Estos precedentes internacionales son vinculantes a nuestro derecho interno, a todos los órganos del Estado e incluso al Congreso en la aprobación de las leyes. De igual forma, son especialmente necesarios y coadyuvantes para que la República Dominicana pueda enfrentar y erradicar la discriminación contra las personas LGBTIQ, la cual es un hecho cierto, comprobado e innegable. Así lo demuestra el informe de resultados de la reciente Encuesta Nacional a Personas LGBTIQ 2020, la primera en la historia dominicana, realizada por el Programa de las Naciones Unidas para el Desarrollo (PNUD).

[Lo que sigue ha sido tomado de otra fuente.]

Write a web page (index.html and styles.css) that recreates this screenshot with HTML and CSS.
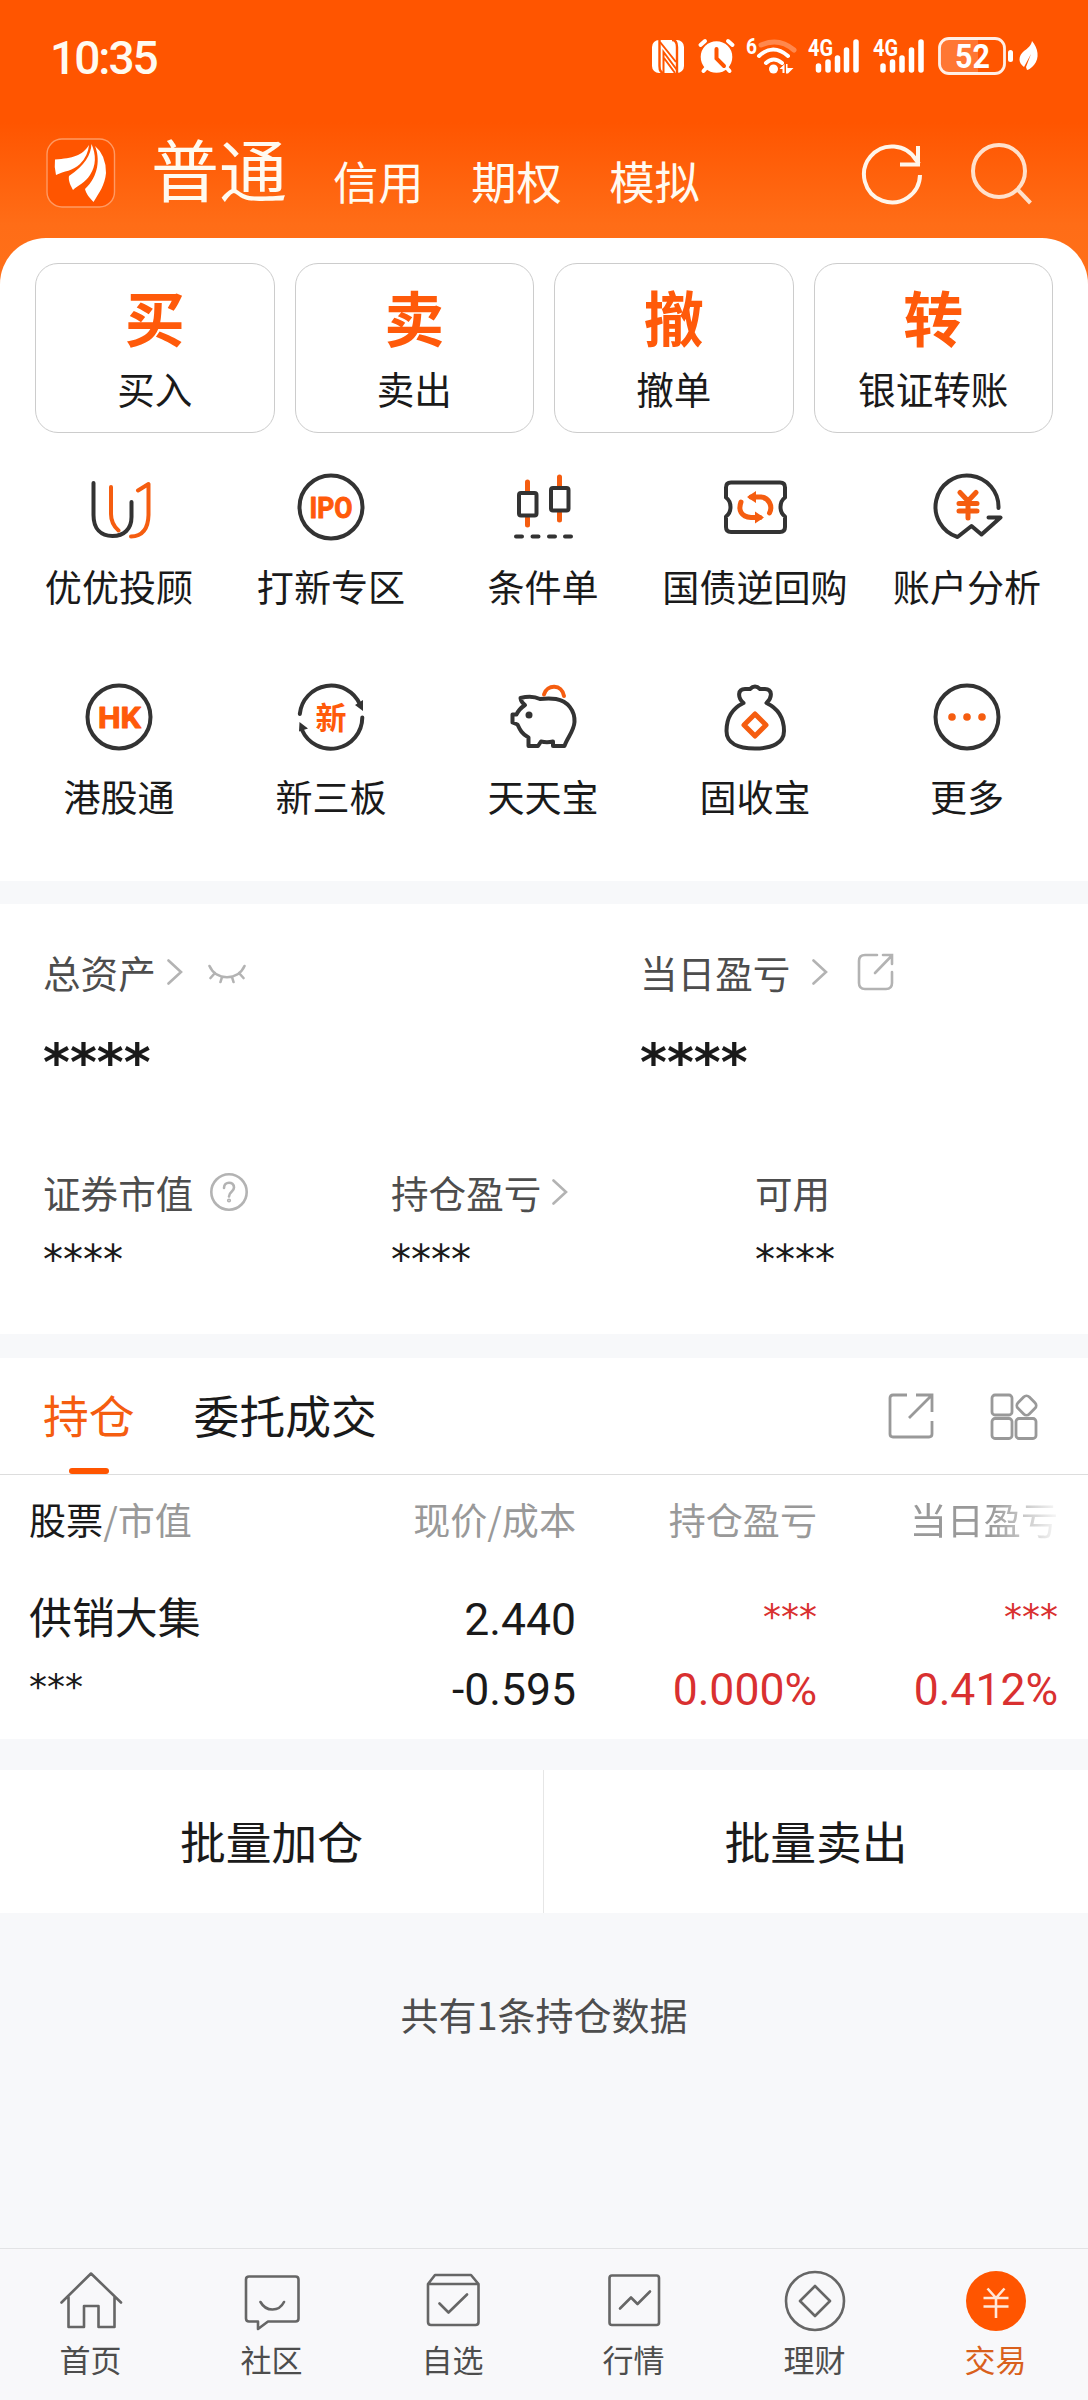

Este informe reveló que, de una muestra de 5,000 casos, el 96.7% ha sido víctima de violencia y discriminación por su orientación sexual o identidad de género. La data también comprueba que los gremios religiosos, y sus líderes, discriminan activamente a las personas LGBTIQ, ejerciendo además violencia y tratos crueles, inhumanos y degradantes contra éstas, ya que dichas personas son sometidas a intervenciones religiosas con la intención de “modificarles” su orientación sexual o identidad de género (tanto jóvenes como niños, niñas y adolescentes). Asimismo, se califica el intrusismo religioso como un mecanismo que incentiva al discurso de odio y a la discriminación, no sólo contra personas LGBTIQ, sino también contra personas con otras características específicas.

La libertad religiosa no es un permiso para discriminar ni es un atributo que coloca a ninguna persona en condición de superioridad sobre otra. La religión es para el ejercicio individual y propio, no para interferir en detrimento de los derechos de los demás o su efectividad. Ninguna creencia religiosa justifica jurídicamente una conducta discriminatoria. Si la religión incluye interpretaciones, códigos o creencias que inciten a la discriminación de cualquier índole, esos códigos y creencias dejan de ser parte del ejercicio de ese derecho y se convierten en actos delictivos y discriminatorios. El discurso de odio religioso es una conducta discriminatoria que no es parte del ejercicio de la libertad de expresión ni de la libertad de culto.

Entendemos que, en el país, como Estado Democrático de Derecho, la religión y la igualdad de todes pueden coexistir, siempre que el Estado evite la influencia de la narrativa radical en las leyes y en las políticas públicas, velando así por la afectividad del derecho a la igualdad y de no discriminación. Asimismo, los gremios religiosos deben evitar el intrusismo y la incitación a la violencia. Los mejores referentes de esta posibilidad son países como Israel, España, Italia, Estados Unidos, Reino Unido, Brasil y México, donde su vasta historia religiosa y sus altos índices gremiales no han impedido que dichos países garanticen legalmente la no discriminación por orientación sexual e identidad de género, entre otras prerrogativas fundamentales de las personas LGBTIQ.